Il se limite à l'interprétation donnée par le juge commissaire des ordonnances qu'il a rendues le 11 juillet 2007 dans le cadre de la vérification des créances déclarées par la banque au passif de la procédure collective de la société sans pouvoir se prononcer ni sur le fait que l'intégralité du passif admis a été réglée, ni sur l'éventuelle extinction du plan par apurement du passif.
Or, sur ce point, force est de constater que, comme l'a justement constaté le juge commissaire, la banque n'ayant déclaré les indemnités et les intérêts contractuels des emprunts que 'pour mémoire', ceux-ci n'ont pas été mentionnés dans les ordonnances d'admission de créances devenues irrévocables faute de tout recours, de sorte qu'ils n'ont pas été admis.
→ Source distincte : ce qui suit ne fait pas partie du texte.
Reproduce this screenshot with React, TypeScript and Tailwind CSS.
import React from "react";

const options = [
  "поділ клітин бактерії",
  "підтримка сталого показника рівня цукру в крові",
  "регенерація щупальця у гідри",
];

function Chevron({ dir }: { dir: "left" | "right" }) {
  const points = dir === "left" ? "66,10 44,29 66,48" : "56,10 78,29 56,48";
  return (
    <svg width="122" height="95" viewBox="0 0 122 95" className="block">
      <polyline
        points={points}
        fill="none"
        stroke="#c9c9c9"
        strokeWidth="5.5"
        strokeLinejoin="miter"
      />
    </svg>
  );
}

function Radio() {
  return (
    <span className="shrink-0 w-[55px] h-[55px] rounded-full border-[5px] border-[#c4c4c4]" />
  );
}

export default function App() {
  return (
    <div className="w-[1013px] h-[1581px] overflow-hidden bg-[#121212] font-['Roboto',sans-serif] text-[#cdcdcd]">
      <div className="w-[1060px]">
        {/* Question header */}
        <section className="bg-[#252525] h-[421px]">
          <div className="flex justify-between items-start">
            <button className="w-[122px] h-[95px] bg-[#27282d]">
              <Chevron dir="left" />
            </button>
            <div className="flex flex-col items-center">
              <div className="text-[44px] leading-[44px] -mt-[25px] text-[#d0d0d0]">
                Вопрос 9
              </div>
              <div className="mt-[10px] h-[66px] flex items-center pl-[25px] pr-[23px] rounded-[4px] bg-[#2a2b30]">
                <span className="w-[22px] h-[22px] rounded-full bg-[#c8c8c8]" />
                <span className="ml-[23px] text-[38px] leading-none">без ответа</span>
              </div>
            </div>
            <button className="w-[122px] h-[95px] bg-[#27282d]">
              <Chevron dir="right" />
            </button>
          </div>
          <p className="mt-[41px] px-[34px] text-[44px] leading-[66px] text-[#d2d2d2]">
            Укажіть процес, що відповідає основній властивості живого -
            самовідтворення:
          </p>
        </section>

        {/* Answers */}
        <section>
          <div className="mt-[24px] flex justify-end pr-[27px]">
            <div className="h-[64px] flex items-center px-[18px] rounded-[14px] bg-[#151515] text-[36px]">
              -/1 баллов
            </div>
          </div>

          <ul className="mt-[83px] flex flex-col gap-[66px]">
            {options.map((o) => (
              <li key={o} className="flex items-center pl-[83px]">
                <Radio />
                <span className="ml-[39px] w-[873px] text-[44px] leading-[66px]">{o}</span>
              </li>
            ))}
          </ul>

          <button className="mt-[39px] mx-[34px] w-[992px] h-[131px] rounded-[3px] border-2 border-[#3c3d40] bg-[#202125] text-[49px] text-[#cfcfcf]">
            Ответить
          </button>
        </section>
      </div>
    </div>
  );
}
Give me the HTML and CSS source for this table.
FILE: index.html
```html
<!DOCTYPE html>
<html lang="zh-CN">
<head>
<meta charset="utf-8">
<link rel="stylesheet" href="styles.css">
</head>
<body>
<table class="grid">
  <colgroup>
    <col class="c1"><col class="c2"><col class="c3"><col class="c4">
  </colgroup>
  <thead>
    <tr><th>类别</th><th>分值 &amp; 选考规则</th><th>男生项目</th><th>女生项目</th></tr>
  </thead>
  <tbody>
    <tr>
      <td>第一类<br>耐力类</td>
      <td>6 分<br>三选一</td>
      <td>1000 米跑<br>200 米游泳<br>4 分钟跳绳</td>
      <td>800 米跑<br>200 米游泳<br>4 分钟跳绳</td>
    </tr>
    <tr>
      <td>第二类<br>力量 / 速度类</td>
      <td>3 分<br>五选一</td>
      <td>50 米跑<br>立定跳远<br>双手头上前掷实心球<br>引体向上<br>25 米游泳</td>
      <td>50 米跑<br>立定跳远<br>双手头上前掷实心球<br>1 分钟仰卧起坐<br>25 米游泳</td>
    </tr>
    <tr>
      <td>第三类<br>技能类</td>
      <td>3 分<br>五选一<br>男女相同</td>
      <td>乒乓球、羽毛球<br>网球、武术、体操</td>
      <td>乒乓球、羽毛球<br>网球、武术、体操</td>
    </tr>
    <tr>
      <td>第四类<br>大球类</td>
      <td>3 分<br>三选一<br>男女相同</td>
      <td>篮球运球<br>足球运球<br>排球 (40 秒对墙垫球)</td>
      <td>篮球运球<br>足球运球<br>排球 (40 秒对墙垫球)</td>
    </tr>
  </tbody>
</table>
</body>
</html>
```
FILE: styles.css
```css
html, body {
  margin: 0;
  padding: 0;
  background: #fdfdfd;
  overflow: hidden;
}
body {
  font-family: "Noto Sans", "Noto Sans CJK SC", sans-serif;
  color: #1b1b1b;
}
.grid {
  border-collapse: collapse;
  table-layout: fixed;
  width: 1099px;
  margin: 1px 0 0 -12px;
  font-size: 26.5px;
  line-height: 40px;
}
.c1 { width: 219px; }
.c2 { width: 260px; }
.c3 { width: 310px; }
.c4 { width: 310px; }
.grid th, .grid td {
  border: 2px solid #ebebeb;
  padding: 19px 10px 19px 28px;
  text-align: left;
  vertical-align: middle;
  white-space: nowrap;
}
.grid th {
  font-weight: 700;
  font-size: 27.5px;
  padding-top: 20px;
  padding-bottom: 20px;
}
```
Il s'ensuit qu'infirmant le jugement déféré, il convient de confirmer l'ordonnance du juge commissaire en toutes ses dispositions.
La banque qui succombe supportera les dépens et indemnisera la société des frais irrépétibles qu'elle lui a fait exposer.
PAR CES MOTIFS
La Cour, statuant contradictoirement après débats en audience publique et en avoir délibéré conformément à la loi ,
Déclare la SARL BVPI recevable et fondée en son appel.
Infirme en toutes ses dispositions le jugement rendu le 16 mars 2018 par le tribunal de commerce de Lons-le-Saunier et statuant à nouveau,
Confirme en toutes ses dispositions l'ordonnance rendue le 6 février 2017 par le juge commissaire de la procédure collective de la SARL BVPI.
Condamne le Crédit agricole mutuel de Franche-Comté à payer à la SARL BVPI la somme de deux mille cinq cents euros (2.500 €) en application de l'article 700 du code de procédure civile.
Condamne le Crédit agricole mutuel de Franche-Comté aux dépens de première instance et d'appel qui seront employés en frais privilégiés de procédure collective.
Ordonne la notification du présent arrêt par les soins du greffe, par lettre recommandée avec accusé de réception, à la SARL BVPI, au Crédit agricole mutuel de Franche-Comté et à la SCP Pascal Leclerc.
Ledit arrêt a été signé par M. Edouard Mazarin, président de chambre, magistrat ayant participé au délibéré, et par Mme Dominique Borowski, greffier.